There was only one image of a true comrade - embodied by Comrade Mao Zedong - and that dictated everything, from the haircut to the garments that could be worn to the expression that a happy commune worker or peasant was required to don. This was the image of the ideal comrade, the happy, healthy smiling face of the working class, that was promulgated by the deeply mendacious posters and billboards produced by the State propaganda department. Here was the surface unity that all Chinese people were obliged to aspire to at the expense of individuality and freedom of expression. As Karen Smith says, "The multiple Comrades series could easily be read as the tongue-in-cheek parody of the dream each sitter harboured for an unblemished immortality as they presented themselves to the camera lens, creating an ideal picture of health that propaganda invested in the Mao era" (Karen Smith, Nine Lives: The Birth of Avant-Garde Art in New China, Zürich 2005, p. 289).
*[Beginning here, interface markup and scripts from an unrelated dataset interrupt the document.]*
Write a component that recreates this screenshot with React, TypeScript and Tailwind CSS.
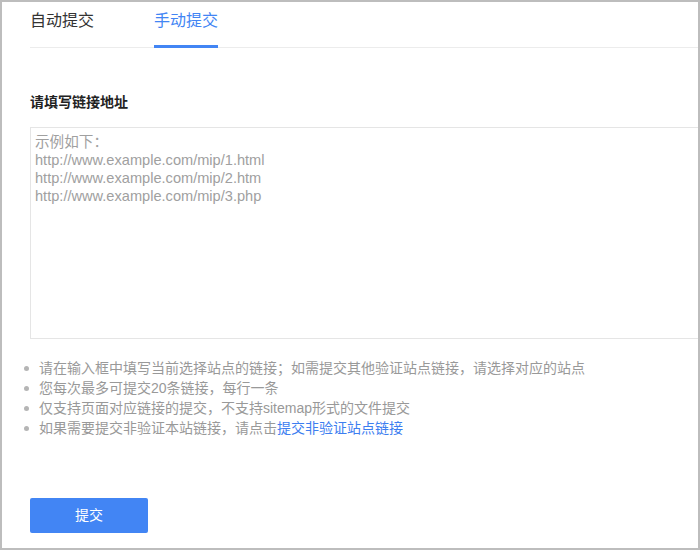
const tips = [
  '请在输入框中填写当前选择站点的链接；如需提交其他验证站点链接，请选择对应的站点',
  '您每次最多可提交20条链接，每行一条',
  '仅支持页面对应链接的提交，不支持sitemap形式的文件提交',
];

export default function App(): JSX.Element {
  return (
    <div
      className="box-border h-[550px] w-[700px] overflow-hidden border-2 border-[#bdbdbd] bg-white"
      style={{ fontFamily: '"Liberation Sans", "Noto Sans CJK SC", sans-serif' }}
    >
      <div className="ml-[28px] flex gap-[60px] border-b border-[#ececec]">
        <button type="button" className="-mb-px border-b-[3px] border-transparent pb-[12px] pt-[7px] text-[16px] leading-6 text-[#333]">
          自动提交
        </button>
        <button type="button" className="-mb-px border-b-[3px] border-[#4285f4] pb-[12px] pt-[7px] text-[16px] leading-6 text-[#4285f4]">
          手动提交
        </button>
      </div>

      <div className="pl-[28px]">
        <div className="mt-[44px] text-[14px] font-bold leading-5 text-[#222]">请填写链接地址</div>

        <textarea
          className="mt-[15px] box-border block h-[212px] w-[680px] resize-none border border-[#e5e5e5] px-[4px] pb-[3px] pt-[5px] text-[14.6px] leading-[18px] text-[#333] outline-none placeholder:text-[#a0a0a0]"
          placeholder={'示例如下：\nhttp://www.example.com/mip/1.html\nhttp://www.example.com/mip/2.htm\nhttp://www.example.com/mip/3.php'}
        />

        <ul className="mt-[19px] text-[14px] leading-5 text-[#999]">
          {tips.map((tip) => (
            <li key={tip} className="flex items-center">
              <span className="ml-[-6px] mr-[10px] h-[5px] w-[5px] rounded-full bg-[#b5b5b5]" />
              {tip}
            </li>
          ))}
          <li className="flex items-center">
            <span className="ml-[-6px] mr-[10px] h-[5px] w-[5px] rounded-full bg-[#b5b5b5]" />
            如果需要提交非验证本站链接，请点击
            <a className="text-[#3d7ef0]">提交非验证站点链接</a>
          </li>
        </ul>

        <button
          type="button"
          className="mt-[60px] h-[35px] w-[118px] rounded-[2px] bg-[#4285f4] text-[14px] text-white"
        >
          提交
        </button>
      </div>
    </div>
  );
}
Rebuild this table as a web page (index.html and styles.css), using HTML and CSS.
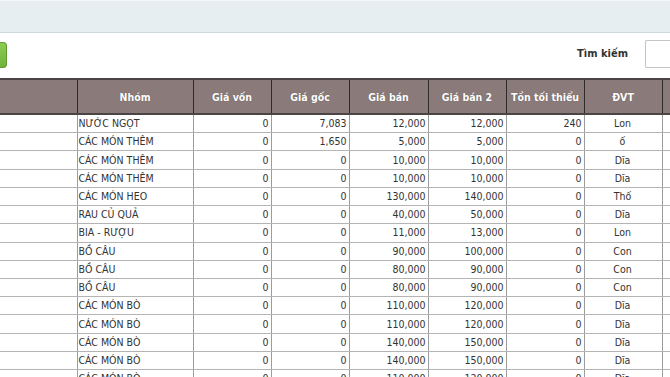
FILE: index.html
```html
<!DOCTYPE html>
<html>
<head>
<meta charset="utf-8">
<link rel="stylesheet" href="styles.css">
</head>
<body>
<div class="topbar"></div>
<div class="toolbar">
  <div class="btn-green"></div>
  <div class="search">
    <span class="search-label">Tìm kiếm</span>
    <div class="search-input"></div>
  </div>
</div>
<table class="grid">
  <colgroup>
    <col class="c0"><col class="c1"><col class="c2"><col class="c3"><col class="c4"><col class="c5"><col class="c6"><col class="c7"><col class="c8">
  </colgroup>
  <thead>
    <tr><th></th><th>Nhóm</th><th>Giá vốn</th><th>Giá gốc</th><th>Giá bán</th><th>Giá bán 2</th><th>Tồn tối thiểu</th><th>ĐVT</th><th></th></tr>
  </thead>
  <tbody>
    <tr><td></td><td class="t">NƯỚC NGỌT</td><td class="n">0</td><td class="n">7,083</td><td class="n">12,000</td><td class="n">12,000</td><td class="n">240</td><td class="c">Lon</td><td></td></tr>
    <tr><td></td><td class="t">CÁC MÓN THÊM</td><td class="n">0</td><td class="n">1,650</td><td class="n">5,000</td><td class="n">5,000</td><td class="n">0</td><td class="c">ố</td><td></td></tr>
    <tr><td></td><td class="t">CÁC MÓN THÊM</td><td class="n">0</td><td class="n">0</td><td class="n">10,000</td><td class="n">10,000</td><td class="n">0</td><td class="c">Dĩa</td><td></td></tr>
    <tr><td></td><td class="t">CÁC MÓN THÊM</td><td class="n">0</td><td class="n">0</td><td class="n">10,000</td><td class="n">10,000</td><td class="n">0</td><td class="c">Dĩa</td><td></td></tr>
    <tr><td></td><td class="t">CÁC MÓN HEO</td><td class="n">0</td><td class="n">0</td><td class="n">130,000</td><td class="n">140,000</td><td class="n">0</td><td class="c">Thố</td><td></td></tr>
    <tr><td></td><td class="t">RAU CỦ QUẢ</td><td class="n">0</td><td class="n">0</td><td class="n">40,000</td><td class="n">50,000</td><td class="n">0</td><td class="c">Dĩa</td><td></td></tr>
    <tr><td></td><td class="t">BIA - RƯỢU</td><td class="n">0</td><td class="n">0</td><td class="n">11,000</td><td class="n">13,000</td><td class="n">0</td><td class="c">Lon</td><td></td></tr>
    <tr><td></td><td class="t">BỒ CÂU</td><td class="n">0</td><td class="n">0</td><td class="n">90,000</td><td class="n">100,000</td><td class="n">0</td><td class="c">Con</td><td></td></tr>
    <tr><td></td><td class="t">BỒ CÂU</td><td class="n">0</td><td class="n">0</td><td class="n">80,000</td><td class="n">90,000</td><td class="n">0</td><td class="c">Con</td><td></td></tr>
    <tr><td></td><td class="t">BỒ CÂU</td><td class="n">0</td><td class="n">0</td><td class="n">80,000</td><td class="n">90,000</td><td class="n">0</td><td class="c">Con</td><td></td></tr>
    <tr><td></td><td class="t">CÁC MÓN BÒ</td><td class="n">0</td><td class="n">0</td><td class="n">110,000</td><td class="n">120,000</td><td class="n">0</td><td class="c">Dĩa</td><td></td></tr>
    <tr><td></td><td class="t">CÁC MÓN BÒ</td><td class="n">0</td><td class="n">0</td><td class="n">110,000</td><td class="n">120,000</td><td class="n">0</td><td class="c">Dĩa</td><td></td></tr>
    <tr><td></td><td class="t">CÁC MÓN BÒ</td><td class="n">0</td><td class="n">0</td><td class="n">140,000</td><td class="n">150,000</td><td class="n">0</td><td class="c">Dĩa</td><td></td></tr>
    <tr><td></td><td class="t">CÁC MÓN BÒ</td><td class="n">0</td><td class="n">0</td><td class="n">140,000</td><td class="n">150,000</td><td class="n">0</td><td class="c">Dĩa</td><td></td></tr>
    <tr><td></td><td class="t">CÁC MÓN BÒ</td><td class="n">0</td><td class="n">0</td><td class="n">110,000</td><td class="n">120,000</td><td class="n">0</td><td class="c">Dĩa</td><td></td></tr>
  </tbody>
</table>
</body>
</html>
```
FILE: styles.css
```css
html, body {
  margin: 0;
  padding: 0;
  background: #ffffff;
  overflow: hidden;
  width: 670px;
  height: 377px;
}
body {
  font-family: "DejaVu Sans Condensed", "DejaVu Sans", sans-serif;
  font-size: 10.5px;
  color: #333333;
}
.topbar {
  background: #e7eef1;
  border-top: 1px solid #f2f6f7;
  border-bottom: 1px solid #cfd9de;
  box-sizing: border-box;
  height: 33px;
}
.toolbar {
  display: flex;
  align-items: center;
  justify-content: space-between;
  height: 45px;
  box-sizing: border-box;
}
.btn-green {
  width: 7px;
  height: 26px;
  margin-top: -2px;
  background: linear-gradient(#8ccd52, #6fb33a);
  border: 1px solid #5d9a32;
  border-left: none;
  border-radius: 0 4px 4px 0;
  box-sizing: border-box;
}
.search {
  display: flex;
  align-items: center;
  gap: 17px;
  margin-top: -4px;
}
.search-label {
  font-weight: bold;
  font-size: 11px;
  color: #333;
}
.search-input {
  width: 25px;
  height: 28px;
  border: 1px solid #c4c4c4;
  border-right: none;
  border-radius: 2px 0 0 2px;
  box-sizing: border-box;
  background: #fff;
}
.grid {
  border-collapse: collapse;
  table-layout: fixed;
  width: 670px;
}
.c0 { width: 77px; }
.c1 { width: 116px; }
.c2 { width: 78px; }
.c3 { width: 78px; }
.c4 { width: 79px; }
.c5 { width: 78px; }
.c6 { width: 78px; }
.c7 { width: 78px; }
.c8 { width: 8px; }
.grid thead th {
  background: #8b7a7a;
  color: #ffffff;
  font-weight: bold;
  font-size: 10.5px;
  height: 33px;
  padding: 0;
  border-top: 2px solid #4a4444;
  border-bottom: 2px solid #4a4444;
  border-left: 1px solid #2e2a2a;
  text-align: center;
  text-shadow: 0 0 1px rgba(0,0,0,0.35);
  white-space: nowrap;
  overflow: hidden;
}
.grid thead th:first-child { border-left: none; }
.grid tbody td {
  height: 17.23px;
  padding: 0 2px 0 1px;
  border-bottom: 1px solid #b4b4b4;
  border-left: 1px solid #9c9c9c;
  white-space: nowrap;
  overflow: hidden;
  line-height: 17px;
}
.grid tbody td:first-child { border-left: none; }
.t { text-align: left; }
.n { text-align: right; }
.c { text-align: center; }
```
However, in Zhang Xiaogang's biting satire, the smiling faces are replaced by solemnity, illegible expressions which hint at the wounds that fester beneath the fictional veneer of contentment. There is great dignity, pathos and stoicism in these faces which endure in silence for fear of the inevitable repercussions of revolt.

 

It is this tension between the individual and the collective that Zhang Xiaogang so cleverly and sardonically explores in Comrades. The muted and compliant individuals, with their glassy, inexpressive gazes, appear nameless and timeless, a series of individual histories represented in a formulaic and homogenous fashion. The chilly smoothness of Zhang Xiaogang's painterly technique works to conceal not only his protagonists' physical idiosyncrasies, but also their inner emotional turmoil, depicting figures whose inner desires and innate individuality appears crushed beneath the dull acceptance of a collective reality. Here the female figure, physiognomically not dissimilar from her male counterpart, is depicted wearing the ubiquitous, standardised uniform of the worker-peasant. Fashioned in military green, this utilitarian attire forcibly co-opted citizens into pseudo-military dress in the name of progress and revolution. Neither masculine nor feminine, it was the same for everyone, regardless of age or station. By contrast, her bespectacled male comrade is dressed in a white collared shirt, dangerously close the attire of students or intellectuals, those who were the most severely persecuted under the strictures of the Cultural Revolution. Their uniformity is all the more explicit in Zhang Xiagang's portraiture, in which their faces become androgynous and all signs of difference are erased by his brush.

 

In questioning the very idea of a fully-formed self-identity within a strongly rooted Chinese collectivism, on a familial and national level, Zhang Xiaogang recapitulates the collective experience of violated privacy, creating convincing images of the suppressed psyche of China's recent past. Zhang Xiaogang feels a particular empathy for his mother who, as a young woman during the Cultural Revolution, was part of the precise generation that suffered most, robbed of hopes and aspirations of future happiness. Forced to abandon her personal needs and dreams to the Cultural Revolution, Zhang Xiaogang comments of his mother that "society changed her into a different person" (the artist cited in: M. Nuridsany, China Art Now, Paris 2004, p. 12). In Zhang Xiaogang's generic family tree, his mother stands as the cipher for everyman, for the shattered dreams of an entire generation. Probing the internalised psychological trauma of the Cultural Revolution, the Bloodlines series is a powerful exploration of the historical clash between family and nationhood, group and self-identity. Nowhere is this more eloquently displayed than in Comrades, a painting of great pathos and dignity which commands an exalted place in the pantheon of Zhang Xiaogang's Bloodlines series.